O motorista que estava me levando comentou que era Toritama, conhecida como a capital do jeans. Até estranhei, porque, quando menino, ali era um lugar extremamente rural. E decidi correr atrás", conta.

O cineasta acabou descobrindo que o jeans é conhecido na cidade como "o ouro azul" por seu papel no aquecimento da economia. A relação dos moradores da cidade com o carnaval foi o que fez Gomes ter certeza de que queria fazer um filme a respeito de Toritama. "É um ato de transgressão ao capitalismo. Ralam o ano todo e,  quando se aproxima o carnaval, num ato desesperador, começam a juntar dinheiro para poder ir para a praia. Ali eu vi que tinha uma história. Gosto de fazer cinema das coisas que desconheço, porque preciso dividir minhas incertezas e minhas incompreensões com o espectador.
O cinema ajuda a entender a vida", afirma.

O nome do projeto foi tirado de um verso da música Quando o carnaval chegar, de Chico Buarque, e é interpretado no documentário pelos mineiros de O Grivo. Durante um ano e meio, Marcelo Gomes gravou o documentário, que mostra, além do cotidiano desses trabalhadores, seus sonhos e ambições. O diretor se deparou com personagens fascinantes, como o filósofo do agreste. No primeiro encontro com o cineasta, o trabalhador está escorado no chão, bem distraído. "Vai ficar sentado aí?", questiona o diretor. "Se não me der coragem, eu não levanto, não. Ishi, me pegaram no pulo do gato", responde o entrevistado. Em outro cenário, o "filósofo" começa a divagar: "A melhor aventura que tem é o mar, porque o mar não tem fim. O fim do mar é o céu". Outra figura curiosa é um morador de apenas 19 anos, pai de Júlia Beatriz, de 7 meses.
"Sou pai de família, mas sou solteiro. A moda é ter filho; não ser casado", diz.

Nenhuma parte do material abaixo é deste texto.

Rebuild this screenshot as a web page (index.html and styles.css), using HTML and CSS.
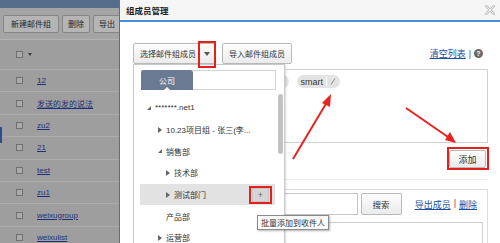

DUREZA COM LEVEZA "O personagens são maravilhosos e adquiri uma intimidade muito grande com eles em pouco tempo. O tema do filme é duro, as histórias são duras, mas essas pessoas trazem um humor, uma leveza. Nas exibições fora do Brasil, ouvi muita gente dando gargalhadas", conta o diretor. Estou me guardando para o carnaval chegar recebeu menção honrosa do júri oficial da mostra Panorama, do Festival de Berlim, e o prêmio da crítica no Festival É Tudo Verdade.

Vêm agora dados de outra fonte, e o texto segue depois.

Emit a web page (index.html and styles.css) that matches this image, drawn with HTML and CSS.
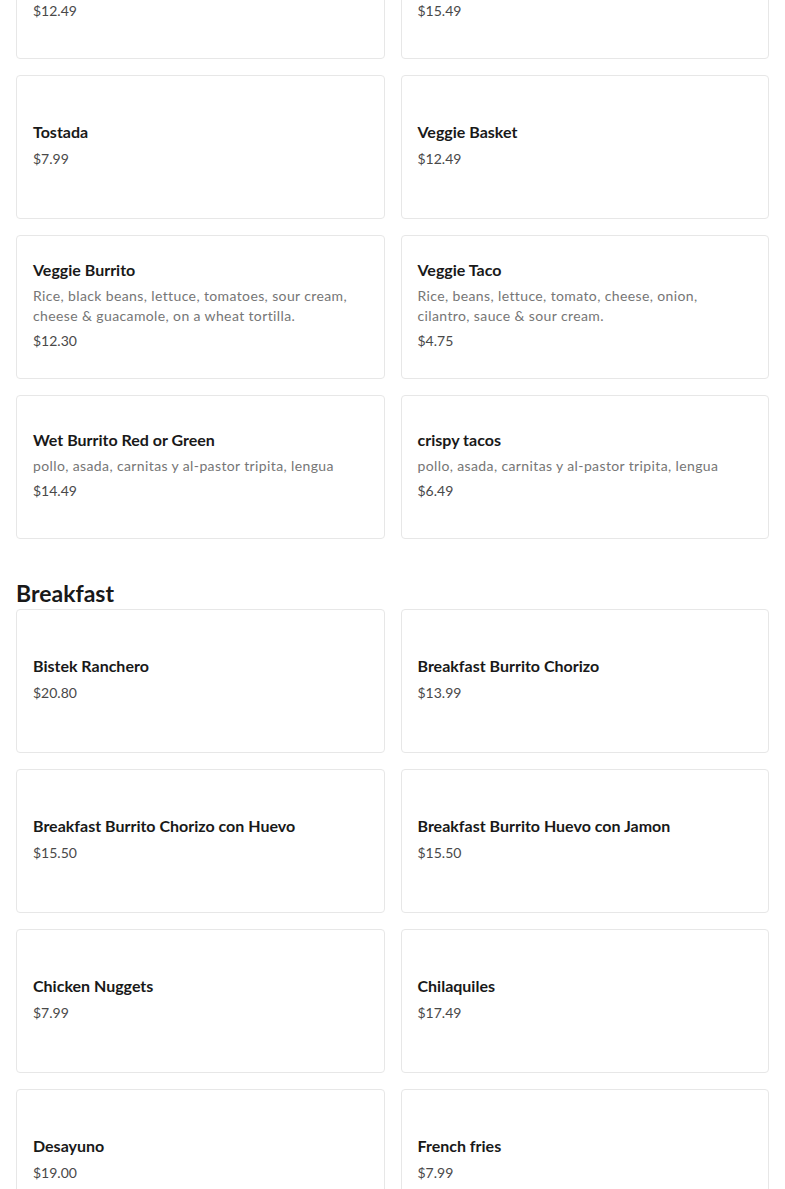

O documentário dá ênfase especial ao som que envolve a produção do jeans – o ruído das máquinas de corte e costura, o do spray, o dos apliques no tecido e o rádio que os trabalhadores escutam. "É uma cidade ruidosa e, no carnaval, a gente mal ouve barulho, porque ela fica deserta e parece um cemitério. Ali eu me deparei com a Toritama de 40 anos atrás." Gomes diz que é curioso exibir o documentário no Brasil de 2019. "Estamos num momento em que se extinguiram vários direitos trabalhistas, em que se estimula a ideia do trabalhador autônomo. Essa coisa do trabalho intermitente, que você não sabe se vive para trabalhar ou trabalha para viver. Aquelas pessoas são donas do próprio negócio, mas se autoescravizam.
Fui a Toritama, descobri essa curiosidade do carnaval, me reencontrei com meu passado e, de repente, acabei fazendo um documentário existencialista."

Estou me guardando para quando o carnaval chegar
Pré-estreia do documentário de Marcelo Gomes, seguida de debate com o diretor. Domingo (7), às 19h, no Cine Belas Artes (Rua Gonçalves Dias, 1.581, Lourdes. (31) 3273-3229). Ingressos: R$ 22 (inteira).